The actual procedure for towing/transporting is detailed in the Model S manual (both the full version and the ‘quick guide’). You may like to keep a copy stored on your phone, or the relevant pages printed out in the car.
For cars with air suspension, the suspension must be set to Jack mode – you can to do this straight away after stopping. To release the parking brake to allow the car to be pulled onto the transporter, you need to select Tow Mode from the main screen (under Controls->Settings->Service&Reset->TowMode). This has the same effect as putting the car in neutral, but in Tow Mode the car remains in neutral even if the driver is no longer in the driving seat. If the car is on level ground, you can consider finding some suitable items to chock the wheels and then selecting Tow Mode so that the car is ready to load even if the 12V battery goes flat before the tow truck arrives. However, beware that in Tow Mode the car is free to roll and you should only do this if you are confident there is no risk of the car moving.

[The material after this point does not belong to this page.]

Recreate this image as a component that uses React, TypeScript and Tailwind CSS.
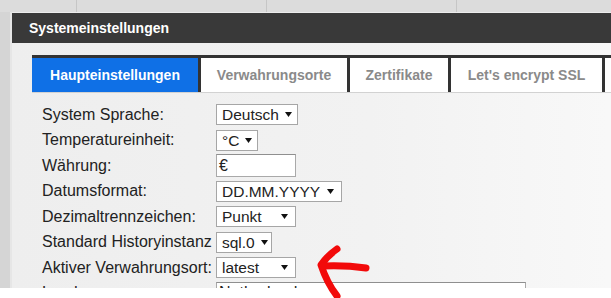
import React from 'react';

type Row = {
    label: string;
    kind: 'select' | 'input';
    value: string;
    width: number;
};

const rows: Row[] = [
    { label: 'System Sprache:', kind: 'select', value: 'Deutsch', width: 82 },
    { label: 'Temperatureinheit:', kind: 'select', value: '°C', width: 42 },
    { label: 'Währung:', kind: 'input', value: '€', width: 80 },
    { label: 'Datumsformat:', kind: 'select', value: 'DD.MM.YYYY', width: 126 },
    { label: 'Dezimaltrennzeichen:', kind: 'select', value: 'Punkt', width: 80 },
    { label: 'Standard Historyinstanz', kind: 'select', value: 'sql.0', width: 56 },
    { label: 'Aktiver Verwahrungsort:', kind: 'select', value: 'latest', width: 80 },
    { label: 'Land:', kind: 'input', value: 'Netherlands', width: 310 },
];

const tabs = [
    { label: 'Haupteinstellungen', width: 'w-[166px]', active: true },
    { label: 'Verwahrungsorte', width: 'w-[146px]' },
    { label: 'Zertifikate', width: 'w-[98px]' },
    { label: "Let's encrypt SSL", width: 'w-[151px]' },
    { label: 'Zusätzlich', width: 'w-[120px]' },
];

function Caret() {
    return (
        <svg width="7" height="5" viewBox="0 0 7 5" className="shrink-0">
            <path d="M0 0h7L3.5 5z" fill="#111" />
        </svg>
    );
}

function Field({ row }: { row: Row }) {
    if (row.kind === 'input') {
        return (
            <div
                className="h-[23px] border border-[#a9a9a9] border-t-[#8f8f8f] bg-white pl-[2px] flex items-center text-[16px] leading-[18px] text-[#222]"
                style={{ width: row.width }}
            >
                {row.value}
            </div>
        );
    }
    return (
        <div
            className="h-[21px] border border-[#a6a6a6] bg-white flex items-center justify-between gap-[6px] pl-[5px] pr-[7px] text-[15.5px] text-[#222]"
            style={{ width: row.width }}
        >
            <span className="whitespace-nowrap">{row.value}</span>
            <Caret />
        </div>
    );
}

export default function App() {
    return (
        <div className="relative w-[611px] h-[298px] overflow-hidden bg-white font-['Liberation_Sans',Arial,sans-serif]">
            <div className="h-[288px] flex flex-col overflow-hidden">
                {/* page behind the dialog */}
                <div className="h-[12px] shrink-0 bg-[#dcdcdc] flex">
                    <div className="w-[77px] border-r border-[#c6c6c6]" />
                    <div className="w-[190px] border-r border-[#c6c6c6]" />
                    <div className="w-[190px] border-r border-[#c6c6c6]" />
                </div>

                <div className="flex flex-1 min-h-0">
                    <div className="w-[10px] shrink-0 bg-[#d5d5d5]" />
                    <div className="w-[2px] shrink-0 bg-[#e6e6e6]" />

                    {/* dialog */}
                    <div className="flex-1 flex flex-col border-t border-[#ececec]">
                        <div className="h-[30px] shrink-0 bg-[#393939] flex items-center pl-[17px] text-[14px] font-bold text-white">
                            Systemeinstellungen
                        </div>

                        <div className="flex-1 bg-linear-to-r from-[#eeeeee] via-[#f2f2f2] to-[#fbfbfb] pl-[20px] pt-[12px]">
                            <div className="h-[38px] flex gap-[3px] pt-[3px] bg-[#333333] border-b border-[#d2d2d2] overflow-hidden">
                                {tabs.map((t) => (
                                    <div
                                        key={t.label}
                                        className={`${t.width} h-[34px] shrink-0 flex items-center justify-center text-[14px] font-bold ${
                                            t.active ? 'bg-[#0f70e6] text-white' : 'bg-white text-[#8a8a8a]'
                                        }`}
                                    >
                                        {t.label}
                                    </div>
                                ))}
                            </div>

                            <div className="pt-[9px] pl-[10px]">
                                {rows.map((r) => (
                                    <div key={r.label} className="h-[25.5px] flex items-center">
                                        <div className="w-[174px] shrink-0 text-[16px] text-[#222]">{r.label}</div>
                                        <Field row={r} />
                                    </div>
                                ))}
                            </div>
                        </div>
                    </div>
                </div>
            </div>

            {/* red hand-drawn annotation arrow */}
            <svg className="absolute inset-0 pointer-events-none" width="611" height="298" viewBox="0 0 611 298">
                <g fill="none" stroke="#f20a0a" strokeWidth="7" strokeLinecap="round" strokeLinejoin="round">
                    <path d="M337 249 Q327 256 321 265 Q327 283 337 296" />
                    <path d="M323 266 Q345 265 366 268" />
                </g>
            </svg>
        </div>
    );
}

The auxiliary battery will run down more quickly if you are in the car with lights, displays etc. turned on. If practical, you should shut down the car and wait elsewhere (which is standard advice if stopped on the shoulder of a fast road regardless of the type of car – to avoid the risk of being struck by an inattentive driver in another vehicle). To shut down the car while remaining inside, press the Power Off button (under Controls->E-brake&PowerOff on the main screen). Once you have arrived at your charging point, don’t let the tow truck driver depart until the car is successfully charging as you may need to jump-start the 12V battery again to unlock the chargeport and start the charging process. In very cold conditions, be prepared for slower-than-usual charging, since the battery will have cooled down while you were waiting for the tow.
If circumstances force you to abandon the car with no charge and return to recover it some days later, you will certainly need to charge the 12V battery and it is possible that the 12V battery may be damaged if you leave it long enough. The main battery however should be unaffected, provided that you recharge it within two months.